** START OF Data **

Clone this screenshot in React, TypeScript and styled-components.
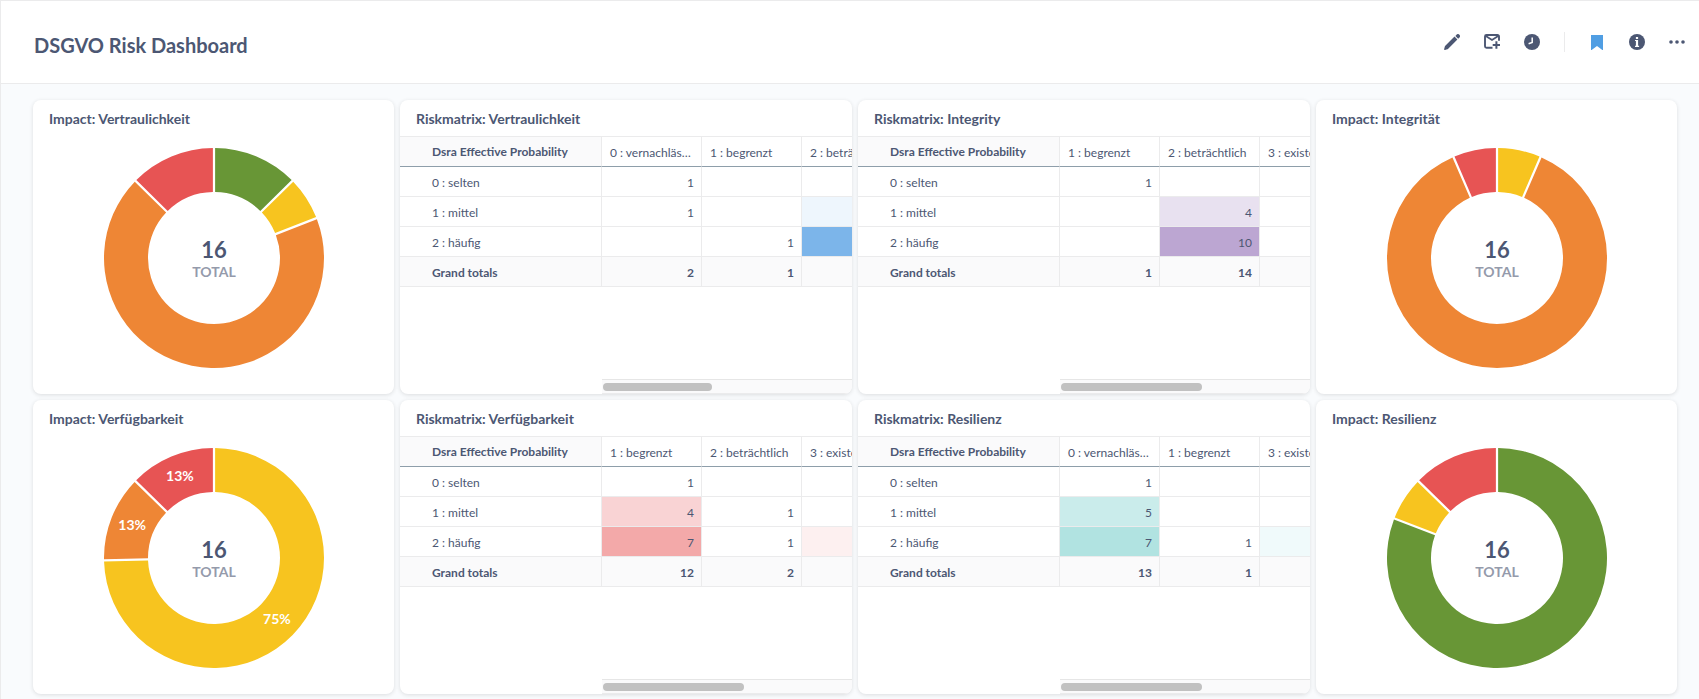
import React from "react";
import styled, { createGlobalStyle, css } from "styled-components";

const color = {
  text: "#4c5773",
  textLight: "#949aab",
  border: "#ebebec",
  headerLine: "#8e9eaa",
  surface: "#fafafb",
  page: "#f9fbfd",
  brand: "#509ee3",
  green: "#689636",
  yellow: "#f7c41f",
  orange: "#ee8635",
  red: "#e75454",
};

const GlobalStyle = createGlobalStyle`
  *, *::before, *::after { box-sizing: border-box; }
  body {
    margin: 0;
    background: ${color.page};
    color: ${color.text};
    font-family: Lato, "Open Sans", sans-serif;
  }
`;

const Page = styled.div`
  min-height: 100vh;
  border-top: 1px solid ${color.border};
  border-left: 1px solid ${color.border};
`;

const Header = styled.header`
  display: flex;
  align-items: center;
  justify-content: space-between;
  height: 83px;
  padding: 0 2px 0 33px;
  background: #fff;
  border-bottom: 1px solid ${color.border};
`;

const PageTitle = styled.h1`
  margin: 0;
  padding-top: 6px;
  font-size: 20px;
  line-height: 24px;
  font-weight: 700;
`;

const Toolbar = styled.div`
  display: flex;
  align-items: center;
`;

const IconButton = styled.button<{ $active?: boolean }>`
  display: flex;
  align-items: center;
  justify-content: center;
  width: 40px;
  height: 40px;
  padding: 0;
  border: 0;
  background: none;
  color: ${(p) => (p.$active ? color.brand : color.text)};
  cursor: pointer;
`;

const ToolbarDivider = styled.span`
  width: 1px;
  height: 20px;
  margin: 0 12px;
  background: ${color.border};
`;

const Grid = styled.main`
  display: grid;
  grid-template-columns: 361fr 452fr 452fr 361fr;
  gap: 6px;
  padding: 16px 22px 5px 32px;
`;

const Card = styled.section`
  display: flex;
  flex-direction: column;
  min-width: 0;
  overflow: hidden;
  background: #fff;
  border-radius: 8px;
  box-shadow: 0 1px 4px rgba(0, 0, 0, 0.12);
`;

const CardTitle = styled.h2`
  margin: 0;
  padding: 9px 16px 7px;
  font-size: 14px;
  line-height: 20px;
  font-weight: 700;
`;

const ChartArea = styled.div`
  display: flex;
  justify-content: center;
  padding: 12px 0 26px;
`;

const ChartSvg = styled.svg`
  display: block;
  width: 220px;
  height: 220px;
  font-family: inherit;
  font-weight: 700;
  text-anchor: middle;
`;

const TotalValue = styled.text`
  fill: ${color.text};
  font-size: 22px;
`;

const TotalLabel = styled.text`
  fill: ${color.textLight};
  font-size: 14px;
`;

const SliceLabel = styled.text`
  fill: #fff;
  font-size: 14px;
`;

const TableViewport = styled.div`
  flex: 1;
  overflow: hidden;
`;

const Matrix = styled.table`
  width: 502px;
  table-layout: fixed;
  border-collapse: separate;
  border-spacing: 0;
  border-top: 1px solid ${color.border};
  font-size: 12px;
  line-height: 16px;
`;

const LabelCol = styled.col`
  width: 202px;
`;

const ValueCol = styled.col`
  width: 100px;
`;

const cell = css`
  height: 30px;
  border-right: 1px solid ${color.border};
  border-bottom: 1px solid ${color.border};
  white-space: nowrap;
  overflow: hidden;
  text-overflow: ellipsis;
`;

const CornerHead = styled.th`
  ${cell}
  padding: 0 8px 0 32px;
  text-align: left;
  background: ${color.surface};
  border-bottom-color: ${color.headerLine};
`;

const ColumnHead = styled.th`
  ${cell}
  padding: 2px 8px 0;
  font-weight: 400;
  text-align: left;
  border-bottom-color: ${color.headerLine};
`;

const RowHead = styled.th<{ $total?: boolean }>`
  ${cell}
  padding: 2px 8px 0 32px;
  text-align: left;
  font-weight: ${(p) => (p.$total ? 700 : 400)};
  background: ${(p) => (p.$total ? color.surface : "#fff")};
`;

const ValueCell = styled.td<{ $fill?: string; $total?: boolean }>`
  ${cell}
  padding: 2px 7px 0;
  text-align: right;
  font-weight: ${(p) => (p.$total ? 700 : 400)};
  background: ${(p) => p.$fill ?? (p.$total ? color.surface : "#fff")};
  background-clip: padding-box;
`;

const ScrollTrack = styled.div`
  height: 15px;
  margin-left: 202px;
  padding: 3px 1px;
  background: ${color.surface};
  border-top: 1px solid #e6e6e6;
  border-bottom: 1px solid ${color.border};
`;

const ScrollThumb = styled.div<{ $share: number }>`
  width: ${(p) => p.$share}%;
  height: 8px;
  border-radius: 4px;
  background: #c1c1c1;
`;

type Slice = { value: number; fill: string };

const PAD = Math.PI / 180;

function polar(radius: number, angle: number) {
  return `${(radius * Math.sin(angle)).toFixed(3)} ${(-radius * Math.cos(angle)).toFixed(3)}`;
}

/* Ring segment whose neighbours are parted by a gap of even width. */
function ringPath(inner: number, outer: number, start: number, end: number) {
  const halfGap = Math.hypot(inner, outer) * Math.sin(PAD / 2);
  const padOuter = Math.asin(halfGap / outer);
  const padInner = Math.asin(halfGap / inner);
  const large = end - start > Math.PI ? 1 : 0;
  return [
    `M${polar(outer, start + padOuter)}`,
    `A${outer} ${outer} 0 ${large} 1 ${polar(outer, end - padOuter)}`,
    `L${polar(inner, end - padInner)}`,
    `A${inner} ${inner} 0 ${large} 0 ${polar(inner, start + padInner)}`,
    "Z",
  ].join("");
}

function Donut({ slices, showLabels }: { slices: Slice[]; showLabels?: boolean }) {
  const total = slices.reduce((sum, s) => sum + s.value, 0);
  const perUnit = (2 * Math.PI - slices.length * PAD) / total;
  let angle = 0;
  const arcs = slices.map((s) => {
    const start = angle;
    angle += s.value * perUnit + PAD;
    return { ...s, start, end: angle, mid: (start + angle) / 2 };
  });
  return (
    <ChartArea>
      <ChartSvg viewBox="-110 -110 220 220" role="img">
        {arcs.map((a) => (
          <path key={a.fill} d={ringPath(66, 110, a.start, a.end)} fill={a.fill} />
        ))}
        {showLabels &&
          arcs.map((a) => (
            <SliceLabel key={a.fill} x={88 * Math.sin(a.mid)} y={-88 * Math.cos(a.mid) + 4}>
              {Math.round((a.value / total) * 100)}%
            </SliceLabel>
          ))}
        <TotalValue y="0">{total}</TotalValue>
        <TotalLabel y="19">TOTAL</TotalLabel>
      </ChartSvg>
    </ChartArea>
  );
}

type MatrixCell = { value?: number; fill?: string };
type MatrixRow = { label: string; total?: boolean; cells: MatrixCell[] };
type MatrixData = { columns: string[]; rows: MatrixRow[]; thumb: number };

function RiskMatrix({ columns, rows, thumb }: MatrixData) {
  return (
    <>
      <TableViewport>
        <Matrix>
          <colgroup>
            <LabelCol />
            {columns.map((c) => (
              <ValueCol key={c} />
            ))}
          </colgroup>
          <thead>
            <tr>
              <CornerHead scope="col">Dsra Effective Probability</CornerHead>
              {columns.map((c) => (
                <ColumnHead key={c} scope="col">
                  {c}
                </ColumnHead>
              ))}
            </tr>
          </thead>
          <tbody>
            {rows.map((r) => (
              <tr key={r.label}>
                <RowHead scope="row" $total={r.total}>
                  {r.label}
                </RowHead>
                {r.cells.map((c, i) => (
                  <ValueCell key={columns[i]} $fill={c.fill} $total={r.total}>
                    {c.value}
                  </ValueCell>
                ))}
              </tr>
            ))}
          </tbody>
        </Matrix>
      </TableViewport>
      <ScrollTrack>
        <ScrollThumb $share={thumb} />
      </ScrollTrack>
    </>
  );
}

const confidentiality: MatrixData = {
  columns: ["0 : vernachlässigbar", "1 : begrenzt", "2 : beträchtlich"],
  thumb: 44,
  rows: [
    { label: "0 : selten", cells: [{ value: 1 }, {}, {}] },
    { label: "1 : mittel", cells: [{ value: 1 }, {}, { fill: "#eef6fd" }] },
    { label: "2 : häufig", cells: [{}, { value: 1 }, { fill: "#7cb5ea" }] },
    { label: "Grand totals", total: true, cells: [{ value: 2 }, { value: 1 }, {}] },
  ],
};

const integrity: MatrixData = {
  columns: ["1 : begrenzt", "2 : beträchtlich", "3 : existenziell"],
  thumb: 57,
  rows: [
    { label: "0 : selten", cells: [{ value: 1 }, {}, {}] },
    { label: "1 : mittel", cells: [{}, { value: 4, fill: "#e8e1f0" }, {}] },
    { label: "2 : häufig", cells: [{}, { value: 10, fill: "#bca6d2" }, {}] },
    { label: "Grand totals", total: true, cells: [{ value: 1 }, { value: 14 }, {}] },
  ],
};

const availability: MatrixData = {
  columns: ["1 : begrenzt", "2 : beträchtlich", "3 : existenziell"],
  thumb: 57,
  rows: [
    { label: "0 : selten", cells: [{ value: 1 }, {}, {}] },
    { label: "1 : mittel", cells: [{ value: 4, fill: "#f9d3d4" }, { value: 1 }, {}] },
    { label: "2 : häufig", cells: [{ value: 7, fill: "#f3a9a9" }, { value: 1 }, { fill: "#fdf0f0" }] },
    { label: "Grand totals", total: true, cells: [{ value: 12 }, { value: 2 }, {}] },
  ],
};

const resilience: MatrixData = {
  columns: ["0 : vernachlässigbar", "1 : begrenzt", "3 : existenziell"],
  thumb: 57,
  rows: [
    { label: "0 : selten", cells: [{ value: 1 }, {}, {}] },
    { label: "1 : mittel", cells: [{ value: 5, fill: "#caeceb" }, {}, {}] },
    { label: "2 : häufig", cells: [{ value: 7, fill: "#b1e3e1" }, { value: 1 }, { fill: "#f0fafb" }] },
    { label: "Grand totals", total: true, cells: [{ value: 13 }, { value: 1 }, {}] },
  ],
};

const PencilIcon = () => (
  <svg width="16" height="16" viewBox="0 0 16 16" fill="currentColor" aria-hidden="true">
    <path d="M12.7.5a1.8 1.8 0 0 1 2.5.1l.3.3a1.8 1.8 0 0 1 0 2.500l-1.300 1.300-2.800-2.800L12.700.5ZM10.500 2.600l2.900 2.900-9.200 9.200c-.3.3-.6.5-1 .6l-2.200.7c-.5.1-1-.3-.9-.8l.6-2.300c.1-.4.3-.8.6-1.100l9.200-9.200Z" />
  </svg>
);

const MailPlusIcon = () => (
  <svg width="16" height="16" viewBox="0 0 16 16" fill="none" stroke="currentColor" aria-hidden="true">
    <path d="M15 6.8V2.500A1.500 1.500 0 0 0 13.500 1h-11A1.500 1.500 0 0 0 1 2.500v9.700a1.500 1.500 0 0 0 1.500 1.500h6" strokeWidth="1.900" />
    <path d="M1.400 1.800 8 6l6.600-4.200" strokeWidth="1.800" />
    <path d="M12.400 7.300v7.500M8.700 11H16" strokeWidth="2" />
  </svg>
);

const ClockIcon = () => (
  <svg width="16" height="16" viewBox="0 0 16 16" aria-hidden="true">
    <circle cx="8" cy="8" r="8" fill="currentColor" />
    <path d="M8.2 3.4v5.1L4.6 9.8" fill="none" stroke="#fff" strokeWidth="1.5" />
  </svg>
);

const BookmarkIcon = () => (
  <svg width="12" height="16" viewBox="0 0 12 16" fill="currentColor" aria-hidden="true">
    <path d="M0 1h12v15.500l-6-4.500-6 4.500Z" />
  </svg>
);

const InfoIcon = () => (
  <svg width="16" height="16" viewBox="0 0 16 16" aria-hidden="true">
    <circle cx="8" cy="8" r="8" fill="currentColor" />
    <path d="M6.9 2.9h2.2v2H6.900ZM6 6h3.100v5.800h1V13H6v-1.200h.9V7.100H6Z" fill="#fff" />
  </svg>
);

const DotsIcon = () => (
  <svg width="16" height="16" viewBox="0 0 16 16" fill="currentColor" aria-hidden="true">
    <circle cx="2" cy="8" r="1.800" />
    <circle cx="8" cy="8" r="1.800" />
    <circle cx="14" cy="8" r="1.800" />
  </svg>
);

export default function App() {
  return (
    <>
      <GlobalStyle />
      <Page>
        <Header>
          <PageTitle>DSGVO Risk Dashboard</PageTitle>
          <Toolbar>
            <IconButton type="button" aria-label="Edit dashboard">
              <PencilIcon />
            </IconButton>
            <IconButton type="button" aria-label="Subscriptions">
              <MailPlusIcon />
            </IconButton>
            <IconButton type="button" aria-label="Auto-refresh">
              <ClockIcon />
            </IconButton>
            <ToolbarDivider />
            <IconButton type="button" aria-label="Bookmark" $active>
              <BookmarkIcon />
            </IconButton>
            <IconButton type="button" aria-label="More info">
              <InfoIcon />
            </IconButton>
            <IconButton type="button" aria-label="More actions">
              <DotsIcon />
            </IconButton>
          </Toolbar>
        </Header>
        <Grid>
          <Card>
            <CardTitle>Impact: Vertraulichkeit</CardTitle>
            <Donut
              slices={[
                { value: 2, fill: color.green },
                { value: 1, fill: color.yellow },
                { value: 11, fill: color.orange },
                { value: 2, fill: color.red },
              ]}
            />
          </Card>
          <Card>
            <CardTitle>Riskmatrix: Vertraulichkeit</CardTitle>
            <RiskMatrix {...confidentiality} />
          </Card>
          <Card>
            <CardTitle>Riskmatrix: Integrity</CardTitle>
            <RiskMatrix {...integrity} />
          </Card>
          <Card>
            <CardTitle>Impact: Integrität</CardTitle>
            <Donut
              slices={[
                { value: 1, fill: color.yellow },
                { value: 14, fill: color.orange },
                { value: 1, fill: color.red },
              ]}
            />
          </Card>
          <Card>
            <CardTitle>Impact: Verfügbarkeit</CardTitle>
            <Donut
              showLabels
              slices={[
                { value: 12, fill: color.yellow },
                { value: 2, fill: color.orange },
                { value: 2, fill: color.red },
              ]}
            />
          </Card>
          <Card>
            <CardTitle>Riskmatrix: Verfügbarkeit</CardTitle>
            <RiskMatrix {...availability} />
          </Card>
          <Card>
            <CardTitle>Riskmatrix: Resilienz</CardTitle>
            <RiskMatrix {...resilience} />
          </Card>
          <Card>
            <CardTitle>Impact: Resilienz</CardTitle>
            <Donut
              slices={[
                { value: 13, fill: color.green },
                { value: 1, fill: color.yellow },
                { value: 2, fill: color.red },
              ]}
            />
          </Card>
        </Grid>
      </Page>
    </>
  );
}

** END OF Data **

◆ **Your instructions**: Give only a number: how many lines of the data hold the string "components"?

◆ **Response to this task**: 2